By May 1898, for the first time in 15 years, the town weir on the Broken Creek had run completely dry. Instead, Nurmurkah was forced to rely on wells.
By 1899, the town and its outlying farms were solely dependent for their drinking water on these wells.
As always in summer with the creek’s falling water levels, Numurkah, like many small country towns of the time, was at risk of its drinking water being contaminated by human faecal matter. This occasionally resulted in occasional typhoid cases.
The year 1899 was one of these typhoid years.
Typhoid is a disease caused by a salmonella variant with a recovery time that can last six months or more.
Untreated by antibiotics, it has a death rate of around 20 per cent.
In the third week of a typhoid infection, it can often be complicated by the development of encephalitis, pneumonia or bronchitis in patients.
Pneumonia is not contagious itself, but its bacterial and viral causes certainly are. They are usually passed by touching infected surfaces or through coughing and sneezing.
It is familiarly known as ‘the old man’s friend’ as it’s often seen to offer a peaceful, painless death to the elderly ill.
In those three bad years, its effects were not limited to the elderly, as a gravestone in Numurkah Cemetery demonstrates.
The gravestone memorialises the Maidment family of Sandmount farm.
Three out of four Maidment brothers, young men aged 18, 20 and 24, died in the same week in March 1902.
The unexpected and disproportionate deaths of the young and healthy during these three years was also noticed during the Spanish flu epidemic that began in 1918.
This influenza variant triggered a cytokine storm, ravaging the stronger immune system of young adults.
A cytokine storm is a pathological reaction in which the immune system causes an uncontrolled and excessive release of signalling molecules called cytokines.
Cytokines are a normal part of the body’s immune response to infection, but their sudden release in large quantities can cause multisystem organ failure and death.
Cytokine storms may be caused by viral respiratory infections such as influenza or pneumonia.
Newspaper reports for the three bad years in Numurkah stated that the cause of death was pneumonia.
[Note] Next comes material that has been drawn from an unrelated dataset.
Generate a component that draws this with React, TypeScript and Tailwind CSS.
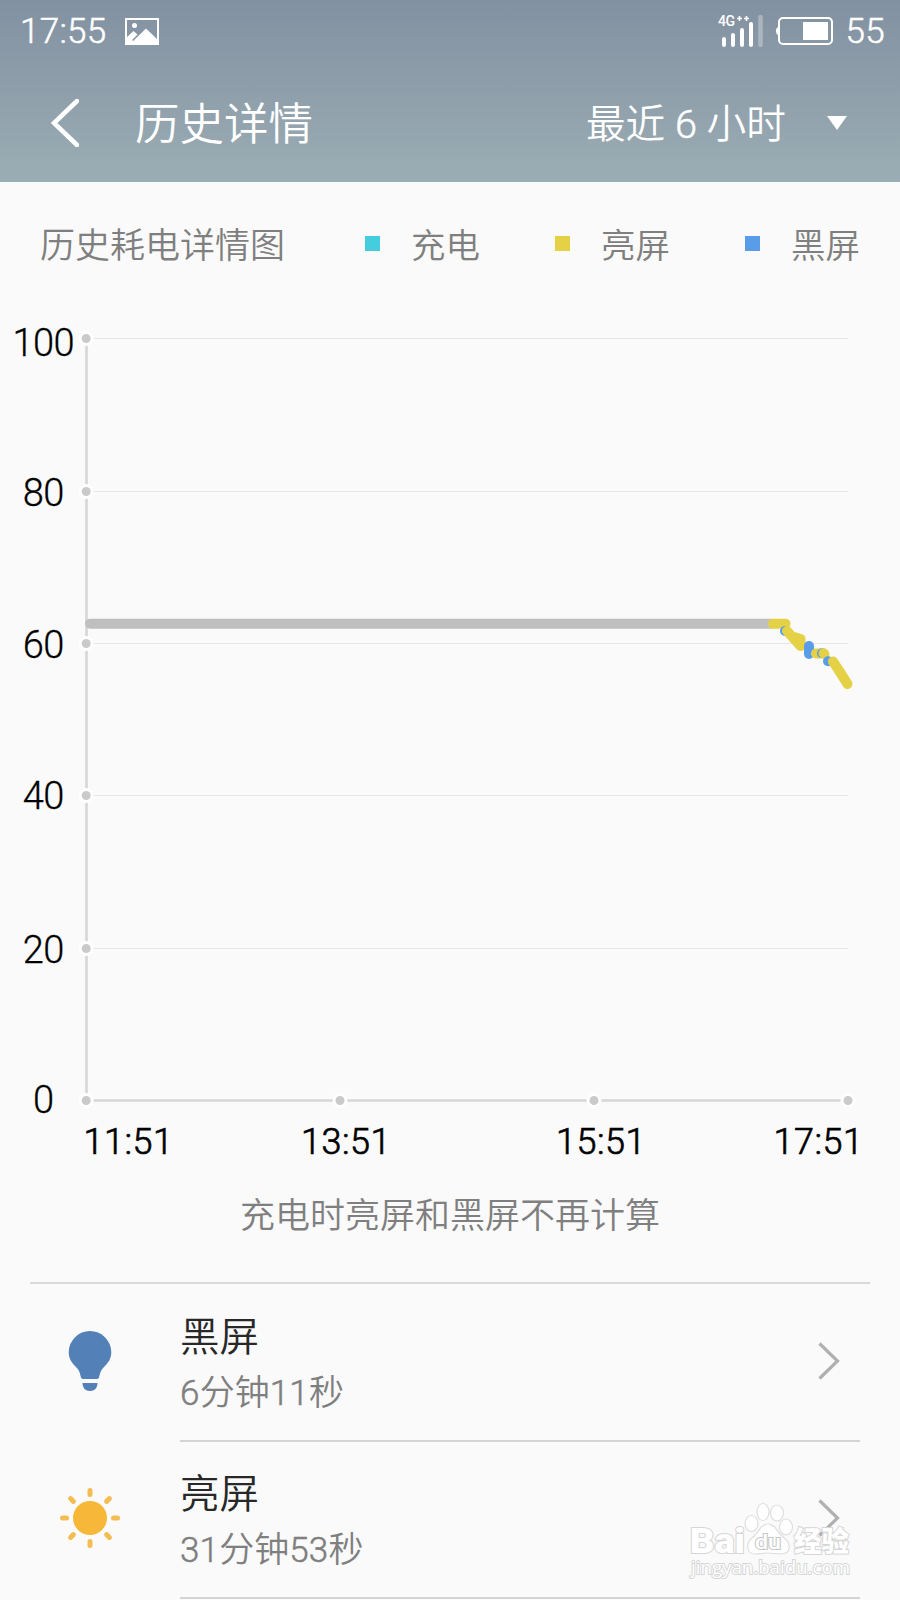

Mrs Maidment and her daughter also suffered from pneumonia, but they survived. The more likely cause was pneumonia as a complication from typhoid.
During the Aids epidemic, those infected by the virus died of pneumonia, but the underlying cause of death was the HIV virus.
Typhoid can also come with wet weather if floods end by mixing sewage and drinking water.
One of the wettest years in Victorian history was 1916. In September that year it rained almost continuously for a week.
Twelve drowned in Victoria that month and hundreds of families were made homeless.
In low-lying Nurmurkah, drinking water mixed with raw sewage.
So 1916 was another typhoid year, but again the disease was masked as pneumonia.
In May 1916, Sister Mary Cassian of the convent at Numurkah died aged just 38 after a short illness.
Again, the likely cause appeared to be typhoid. Three weeks later, Sister Mary Patricia died at the convent. She was 50.
She’d been suffering from heart problems until typhoid intervened. The women are buried together.
Chlorination of drinking water as a preventative for typhoid was identified 20 years before.
Maidstone in Britain by 1897 was the first town in the world to have its entire water supply chlorinated.
Despite these advances, more Australian and Empire soldiers died in the Boer War of 1899 to 1902 from enteric fever (typhoid) than were killed by enemy action.